The characteristics of residual soil depend on the type of bedrock and the intensity and duration of weathering. In areas with igneous or metamorphic bedrock, the resulting residual soil is often coarse and rocky, with a higher proportion of larger particles. This is because these types of rock are more resistant to weathering and take longer to break down into finer particles.

In contrast, areas with sedimentary rocks tend to have residual soils with a higher proportion of finer particles, such as silt and clay. Sedimentary rock layers are more susceptible to weathering and tend to erode faster, producing smaller particles that contribute to the formation of fine-textured residual soil.

Residual soil can also vary in color, depending on the presence of minerals and organic matter. For example, soils developed from iron-rich bedrock may exhibit reddish or brownish hues, while soils with high organic matter content may appear dark and fertile.
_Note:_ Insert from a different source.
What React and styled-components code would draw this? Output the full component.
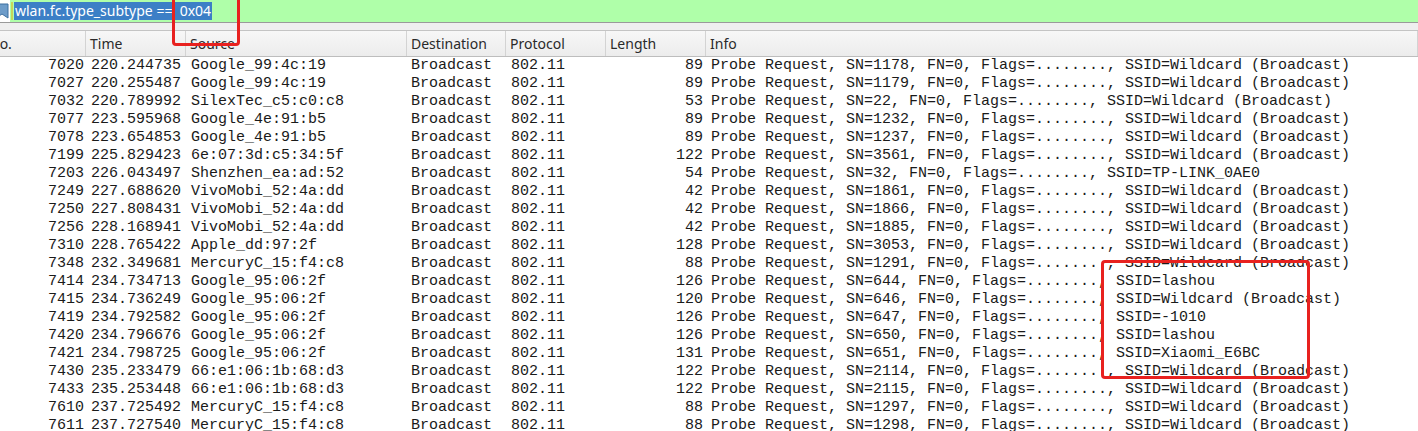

One notable characteristic of residual soil is its close relationship with the underlying bedrock. As the bedrock weathers and breaks down, it contributes to the mineral composition and nutrient content of the residual soil. This connection between bedrock and soils can have implications for agriculture, as it affects the availability of essential nutrients and the overall fertility of the soil.

Understanding the formation and properties of residual soil is crucial for various disciplines, including geology, agriculture, and geotechnical engineering. It helps in assessing the suitability of soil for different land uses, understanding the stability of slopes and foundations, and determining the potential for soil erosion. By studying residual soil, scientists can gain valuable insights into the Earth’s complex weathering processes and how they shape the landscape over time.

 

Differences in Formation

Transported soil and residual soil have distinct differences in their formation processes. These differences in formation contribute to the unique characteristics and properties of each type of soil.

Transported soil is formed through the process of erosion and subsequent deposition. It originates from a different location and is transported to its current position by agents such as wind, water, glaciers, or mass movements like landslides. Erosion occurs when external forces dislodge soil particles from their source area. These particles are then transported and eventually deposited in new locations. As a result, transported soil is often found in areas far away from its original source.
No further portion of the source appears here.